# Short problem
Return the whole listing, line for line, without the pictures in it.

# Raw data
———
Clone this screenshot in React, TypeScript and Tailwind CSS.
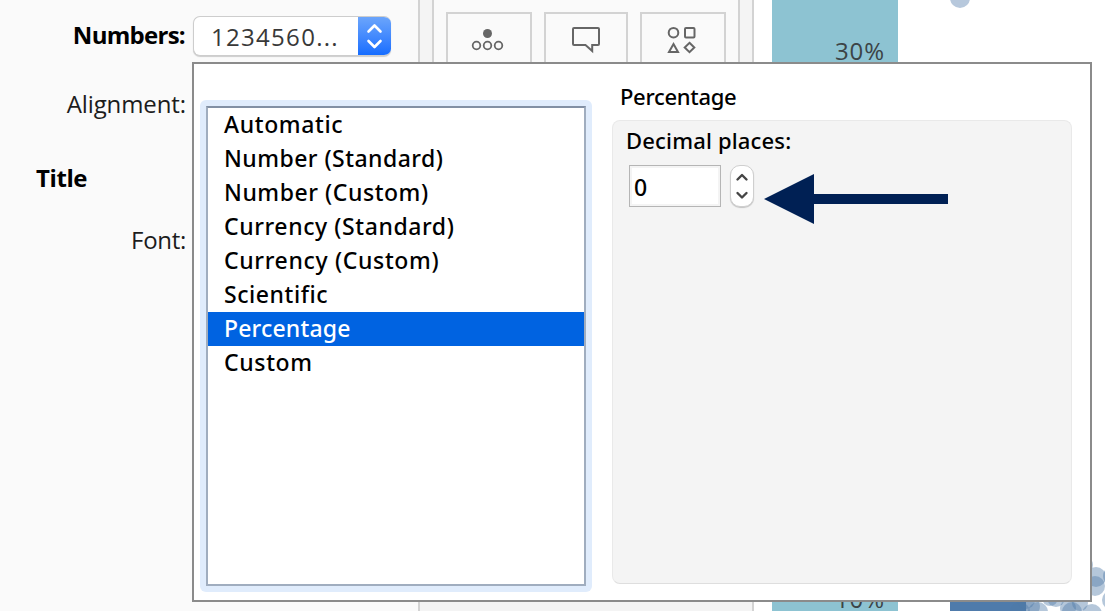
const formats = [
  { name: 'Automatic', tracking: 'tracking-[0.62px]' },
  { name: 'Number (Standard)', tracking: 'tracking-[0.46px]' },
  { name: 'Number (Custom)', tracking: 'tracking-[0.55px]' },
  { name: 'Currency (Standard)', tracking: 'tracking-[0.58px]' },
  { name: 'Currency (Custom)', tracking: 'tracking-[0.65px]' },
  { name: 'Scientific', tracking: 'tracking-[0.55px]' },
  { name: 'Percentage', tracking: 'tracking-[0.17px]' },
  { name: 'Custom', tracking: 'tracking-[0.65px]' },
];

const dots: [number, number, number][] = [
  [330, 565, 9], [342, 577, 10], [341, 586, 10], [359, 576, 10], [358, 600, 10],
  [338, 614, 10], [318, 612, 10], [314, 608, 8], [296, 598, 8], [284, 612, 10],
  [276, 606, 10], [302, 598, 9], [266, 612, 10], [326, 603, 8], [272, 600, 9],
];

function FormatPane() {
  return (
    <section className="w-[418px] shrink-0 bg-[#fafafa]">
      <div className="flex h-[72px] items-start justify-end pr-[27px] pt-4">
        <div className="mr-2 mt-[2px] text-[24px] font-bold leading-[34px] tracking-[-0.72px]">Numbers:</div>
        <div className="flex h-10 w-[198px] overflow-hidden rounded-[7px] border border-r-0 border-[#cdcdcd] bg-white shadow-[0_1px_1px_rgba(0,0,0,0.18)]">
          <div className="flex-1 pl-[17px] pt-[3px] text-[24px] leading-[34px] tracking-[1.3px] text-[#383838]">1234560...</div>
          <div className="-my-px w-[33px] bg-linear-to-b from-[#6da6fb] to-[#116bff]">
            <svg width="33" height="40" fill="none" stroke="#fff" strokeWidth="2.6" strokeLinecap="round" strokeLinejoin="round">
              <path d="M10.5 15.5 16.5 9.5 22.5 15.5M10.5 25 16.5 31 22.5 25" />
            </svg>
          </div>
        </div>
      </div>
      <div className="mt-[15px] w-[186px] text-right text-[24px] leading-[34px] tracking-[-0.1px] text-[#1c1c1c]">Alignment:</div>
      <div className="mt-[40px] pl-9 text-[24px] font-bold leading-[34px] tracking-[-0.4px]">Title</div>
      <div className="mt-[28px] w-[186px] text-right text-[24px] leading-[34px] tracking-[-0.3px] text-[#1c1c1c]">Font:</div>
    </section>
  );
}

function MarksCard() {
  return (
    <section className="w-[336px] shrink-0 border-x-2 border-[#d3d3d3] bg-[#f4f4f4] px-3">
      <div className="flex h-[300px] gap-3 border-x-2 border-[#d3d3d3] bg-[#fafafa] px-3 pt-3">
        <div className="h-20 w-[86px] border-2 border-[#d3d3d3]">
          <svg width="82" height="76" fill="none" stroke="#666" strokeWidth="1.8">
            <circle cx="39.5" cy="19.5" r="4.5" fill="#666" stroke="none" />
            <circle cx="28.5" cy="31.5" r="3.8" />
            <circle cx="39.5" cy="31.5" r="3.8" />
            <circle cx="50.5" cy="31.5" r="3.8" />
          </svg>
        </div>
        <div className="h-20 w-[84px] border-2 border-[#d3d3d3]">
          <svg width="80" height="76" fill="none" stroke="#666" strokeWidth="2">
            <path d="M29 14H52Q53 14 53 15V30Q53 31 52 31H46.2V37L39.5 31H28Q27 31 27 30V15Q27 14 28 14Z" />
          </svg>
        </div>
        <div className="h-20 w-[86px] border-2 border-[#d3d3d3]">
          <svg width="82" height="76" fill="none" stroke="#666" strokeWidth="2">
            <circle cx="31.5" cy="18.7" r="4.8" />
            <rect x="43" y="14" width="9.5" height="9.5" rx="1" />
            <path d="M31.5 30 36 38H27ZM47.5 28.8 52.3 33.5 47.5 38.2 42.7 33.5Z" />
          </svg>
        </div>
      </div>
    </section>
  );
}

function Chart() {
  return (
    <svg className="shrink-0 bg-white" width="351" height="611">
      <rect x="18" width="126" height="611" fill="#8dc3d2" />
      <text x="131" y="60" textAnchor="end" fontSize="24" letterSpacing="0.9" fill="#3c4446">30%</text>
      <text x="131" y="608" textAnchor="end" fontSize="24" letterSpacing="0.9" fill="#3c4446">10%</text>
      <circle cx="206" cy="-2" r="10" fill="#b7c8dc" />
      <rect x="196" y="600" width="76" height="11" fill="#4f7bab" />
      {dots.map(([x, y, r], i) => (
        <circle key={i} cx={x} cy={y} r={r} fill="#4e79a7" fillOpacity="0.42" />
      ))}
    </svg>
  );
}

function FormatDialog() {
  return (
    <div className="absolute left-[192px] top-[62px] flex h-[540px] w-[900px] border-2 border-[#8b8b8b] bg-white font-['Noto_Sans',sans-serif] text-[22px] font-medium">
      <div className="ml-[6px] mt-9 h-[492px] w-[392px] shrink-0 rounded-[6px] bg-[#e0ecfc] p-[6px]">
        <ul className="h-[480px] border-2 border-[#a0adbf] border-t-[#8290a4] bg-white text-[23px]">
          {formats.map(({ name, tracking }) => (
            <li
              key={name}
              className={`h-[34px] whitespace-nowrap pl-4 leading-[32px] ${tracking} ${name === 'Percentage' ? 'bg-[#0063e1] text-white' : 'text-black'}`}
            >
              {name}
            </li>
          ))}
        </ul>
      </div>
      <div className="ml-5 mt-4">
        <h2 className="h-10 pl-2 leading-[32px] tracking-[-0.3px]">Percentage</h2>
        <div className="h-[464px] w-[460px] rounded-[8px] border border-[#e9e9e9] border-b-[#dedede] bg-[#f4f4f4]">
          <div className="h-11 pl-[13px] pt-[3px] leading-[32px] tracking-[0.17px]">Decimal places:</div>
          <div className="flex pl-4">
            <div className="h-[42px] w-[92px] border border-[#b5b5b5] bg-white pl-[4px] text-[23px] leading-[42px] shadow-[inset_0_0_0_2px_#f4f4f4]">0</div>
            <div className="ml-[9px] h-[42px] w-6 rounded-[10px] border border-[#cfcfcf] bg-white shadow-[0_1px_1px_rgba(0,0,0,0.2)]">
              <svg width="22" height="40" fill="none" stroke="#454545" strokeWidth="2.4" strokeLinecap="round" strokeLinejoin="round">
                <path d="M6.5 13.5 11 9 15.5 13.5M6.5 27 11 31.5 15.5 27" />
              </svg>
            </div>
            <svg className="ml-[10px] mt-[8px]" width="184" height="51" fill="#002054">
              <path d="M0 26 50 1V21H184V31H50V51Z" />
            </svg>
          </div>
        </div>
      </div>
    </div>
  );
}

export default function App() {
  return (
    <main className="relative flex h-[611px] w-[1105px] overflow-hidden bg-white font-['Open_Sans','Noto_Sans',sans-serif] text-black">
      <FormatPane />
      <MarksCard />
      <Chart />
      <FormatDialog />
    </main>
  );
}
———
# Solution to this exercise
Clone this screenshot in React, TypeScript and Tailwind CSS.
const formats = [
  { name: 'Automatic', tracking: 'tracking-[0.62px]' },
  { name: 'Number (Standard)', tracking: 'tracking-[0.46px]' },
  { name: 'Number (Custom)', tracking: 'tracking-[0.55px]' },
  { name: 'Currency (Standard)', tracking: 'tracking-[0.58px]' },
  { name: 'Currency (Custom)', tracking: 'tracking-[0.65px]' },
  { name: 'Scientific', tracking: 'tracking-[0.55px]' },
  { name: 'Percentage', tracking: 'tracking-[0.17px]' },
  { name: 'Custom', tracking: 'tracking-[0.65px]' },
];

const dots: [number, number, number][] = [
  [330, 565, 9], [342, 577, 10], [341, 586, 10], [359, 576, 10], [358, 600, 10],
  [338, 614, 10], [318, 612, 10], [314, 608, 8], [296, 598, 8], [284, 612, 10],
  [276, 606, 10], [302, 598, 9], [266, 612, 10], [326, 603, 8], [272, 600, 9],
];

function FormatPane() {
  return (
    <section className="w-[418px] shrink-0 bg-[#fafafa]">
      <div className="flex h-[72px] items-start justify-end pr-[27px] pt-4">
        <div className="mr-2 mt-[2px] text-[24px] font-bold leading-[34px] tracking-[-0.72px]">Numbers:</div>
        <div className="flex h-10 w-[198px] overflow-hidden rounded-[7px] border border-r-0 border-[#cdcdcd] bg-white shadow-[0_1px_1px_rgba(0,0,0,0.18)]">
          <div className="flex-1 pl-[17px] pt-[3px] text-[24px] leading-[34px] tracking-[1.3px] text-[#383838]">1234560...</div>
          <div className="-my-px w-[33px] bg-linear-to-b from-[#6da6fb] to-[#116bff]">
            <svg width="33" height="40" fill="none" stroke="#fff" strokeWidth="2.6" strokeLinecap="round" strokeLinejoin="round">
              <path d="M10.5 15.5 16.5 9.5 22.5 15.5M10.5 25 16.5 31 22.5 25" />
            </svg>
          </div>
        </div>
      </div>
      <div className="mt-[15px] w-[186px] text-right text-[24px] leading-[34px] tracking-[-0.1px] text-[#1c1c1c]">Alignment:</div>
      <div className="mt-[40px] pl-9 text-[24px] font-bold leading-[34px] tracking-[-0.4px]">Title</div>
      <div className="mt-[28px] w-[186px] text-right text-[24px] leading-[34px] tracking-[-0.3px] text-[#1c1c1c]">Font:</div>
    </section>
  );
}

function MarksCard() {
  return (
    <section className="w-[336px] shrink-0 border-x-2 border-[#d3d3d3] bg-[#f4f4f4] px-3">
      <div className="flex h-[300px] gap-3 border-x-2 border-[#d3d3d3] bg-[#fafafa] px-3 pt-3">
        <div className="h-20 w-[86px] border-2 border-[#d3d3d3]">
          <svg width="82" height="76" fill="none" stroke="#666" strokeWidth="1.8">
            <circle cx="39.5" cy="19.5" r="4.5" fill="#666" stroke="none" />
            <circle cx="28.5" cy="31.5" r="3.8" />
            <circle cx="39.5" cy="31.5" r="3.8" />
            <circle cx="50.5" cy="31.5" r="3.8" />
          </svg>
        </div>
        <div className="h-20 w-[84px] border-2 border-[#d3d3d3]">
          <svg width="80" height="76" fill="none" stroke="#666" strokeWidth="2">
            <path d="M29 14H52Q53 14 53 15V30Q53 31 52 31H46.2V37L39.5 31H28Q27 31 27 30V15Q27 14 28 14Z" />
          </svg>
        </div>
        <div className="h-20 w-[86px] border-2 border-[#d3d3d3]">
          <svg width="82" height="76" fill="none" stroke="#666" strokeWidth="2">
            <circle cx="31.5" cy="18.7" r="4.8" />
            <rect x="43" y="14" width="9.5" height="9.5" rx="1" />
            <path d="M31.5 30 36 38H27ZM47.5 28.8 52.3 33.5 47.5 38.2 42.7 33.5Z" />
          </svg>
        </div>
      </div>
    </section>
  );
}

function Chart() {
  return (
    <svg className="shrink-0 bg-white" width="351" height="611">
      <rect x="18" width="126" height="611" fill="#8dc3d2" />
      <text x="131" y="60" textAnchor="end" fontSize="24" letterSpacing="0.9" fill="#3c4446">30%</text>
      <text x="131" y="608" textAnchor="end" fontSize="24" letterSpacing="0.9" fill="#3c4446">10%</text>
      <circle cx="206" cy="-2" r="10" fill="#b7c8dc" />
      <rect x="196" y="600" width="76" height="11" fill="#4f7bab" />
      {dots.map(([x, y, r], i) => (
        <circle key={i} cx={x} cy={y} r={r} fill="#4e79a7" fillOpacity="0.42" />
      ))}
    </svg>
  );
}

function FormatDialog() {
  return (
    <div className="absolute left-[192px] top-[62px] flex h-[540px] w-[900px] border-2 border-[#8b8b8b] bg-white font-['Noto_Sans',sans-serif] text-[22px] font-medium">
      <div className="ml-[6px] mt-9 h-[492px] w-[392px] shrink-0 rounded-[6px] bg-[#e0ecfc] p-[6px]">
        <ul className="h-[480px] border-2 border-[#a0adbf] border-t-[#8290a4] bg-white text-[23px]">
          {formats.map(({ name, tracking }) => (
            <li
              key={name}
              className={`h-[34px] whitespace-nowrap pl-4 leading-[32px] ${tracking} ${name === 'Percentage' ? 'bg-[#0063e1] text-white' : 'text-black'}`}
            >
              {name}
            </li>
          ))}
        </ul>
      </div>
      <div className="ml-5 mt-4">
        <h2 className="h-10 pl-2 leading-[32px] tracking-[-0.3px]">Percentage</h2>
        <div className="h-[464px] w-[460px] rounded-[8px] border border-[#e9e9e9] border-b-[#dedede] bg-[#f4f4f4]">
          <div className="h-11 pl-[13px] pt-[3px] leading-[32px] tracking-[0.17px]">Decimal places:</div>
          <div className="flex pl-4">
            <div className="h-[42px] w-[92px] border border-[#b5b5b5] bg-white pl-[4px] text-[23px] leading-[42px] shadow-[inset_0_0_0_2px_#f4f4f4]">0</div>
            <div className="ml-[9px] h-[42px] w-6 rounded-[10px] border border-[#cfcfcf] bg-white shadow-[0_1px_1px_rgba(0,0,0,0.2)]">
              <svg width="22" height="40" fill="none" stroke="#454545" strokeWidth="2.4" strokeLinecap="round" strokeLinejoin="round">
                <path d="M6.5 13.5 11 9 15.5 13.5M6.5 27 11 31.5 15.5 27" />
              </svg>
            </div>
            <svg className="ml-[10px] mt-[8px]" width="184" height="51" fill="#002054">
              <path d="M0 26 50 1V21H184V31H50V51Z" />
            </svg>
          </div>
        </div>
      </div>
    </div>
  );
}

export default function App() {
  return (
    <main className="relative flex h-[611px] w-[1105px] overflow-hidden bg-white font-['Open_Sans','Noto_Sans',sans-serif] text-black">
      <FormatPane />
      <MarksCard />
      <Chart />
      <FormatDialog />
    </main>
  );
}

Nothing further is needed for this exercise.